I was washed up, I was a complete mess, addicted in many ways, addicted to alcohol mainly, that was the killer, but addicted to the routine I had formed for myself, addicted to the my TV routine and my computer games and even porn.
I was a wreck of human being, but I was putting on a good show, I cleaned myself up enough to go through my performance, the greatest acting performance since Otto in Airplane!, I deserved an Oscar for the performance I was acting out. To the outside world I was just happy go lucky Wayne, struggling a little for work and money, likes a drink, but he looks like he’s doing well to get through it all. How wrong they all were, I had become trapped in my routine, desperately wanting a purpose, then resenting it for taking me away from my hidden life.
There was only one way for me to change this, only the realisation that I had hit rock bottom, that I’d got to the point where everything had fell apart and the choices were end it or change it, as you know I couldn’t end it, so the only route was to change it.
Of all the songs that I have posted with my Blog entries, Beautiful Darkside by The Classic Crime truly describes this period of my life, it’s almost as though the writer has looked into mind and pulled out the words.
The faster I find the bottom
The sooner I turn it around
It seems as though I’ve forgotten just how far down
I can go in an instant
And I can take you there
I can take all my friends and family and I won’t care
(Beautiful Darkside by The Classic Crime)

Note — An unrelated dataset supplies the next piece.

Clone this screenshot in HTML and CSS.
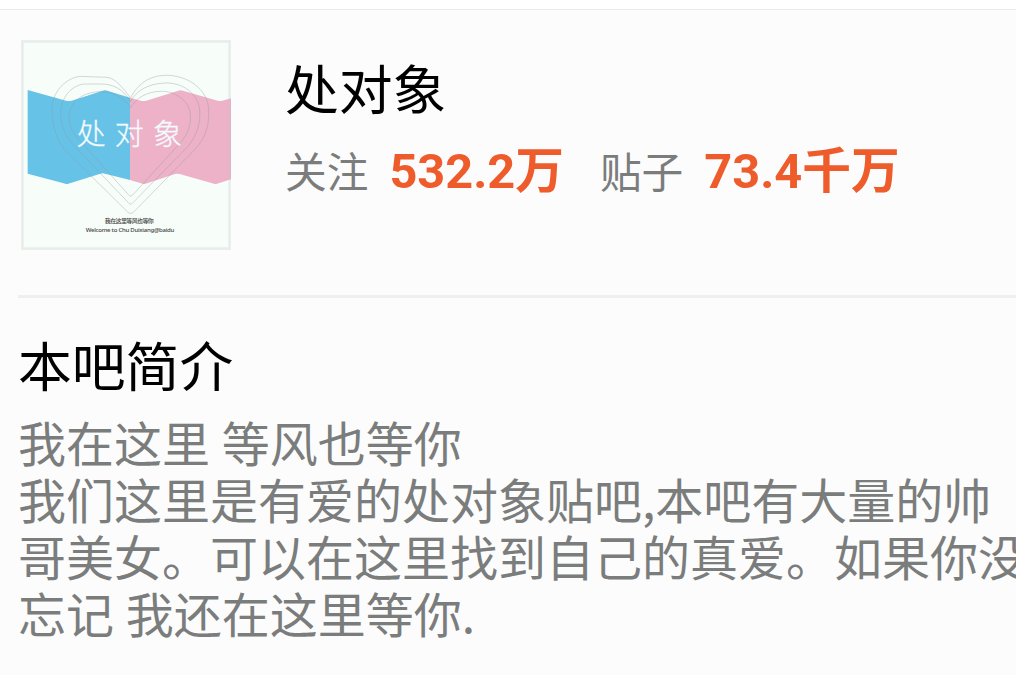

Part of the reason I walk so much is to get out of this room, I don’t want to be trapped in here for too long, I fear that if I get too comfortable in here I will start to sink back into that former life, so I get out the house, every morning whether I’m going out to work or not, I get up and walk regardless of what else there is to do. I’m stronger now, I believe I can rise above most temptations now, I can fight it with the help of a higher power and I’m going to fight hard, I’ve got a purpose now, maybe at the moment that purpose is recovery, to wake everyday and focus on the recovery and rebuilding process, to follow my path on the journey through the life our God has granted me.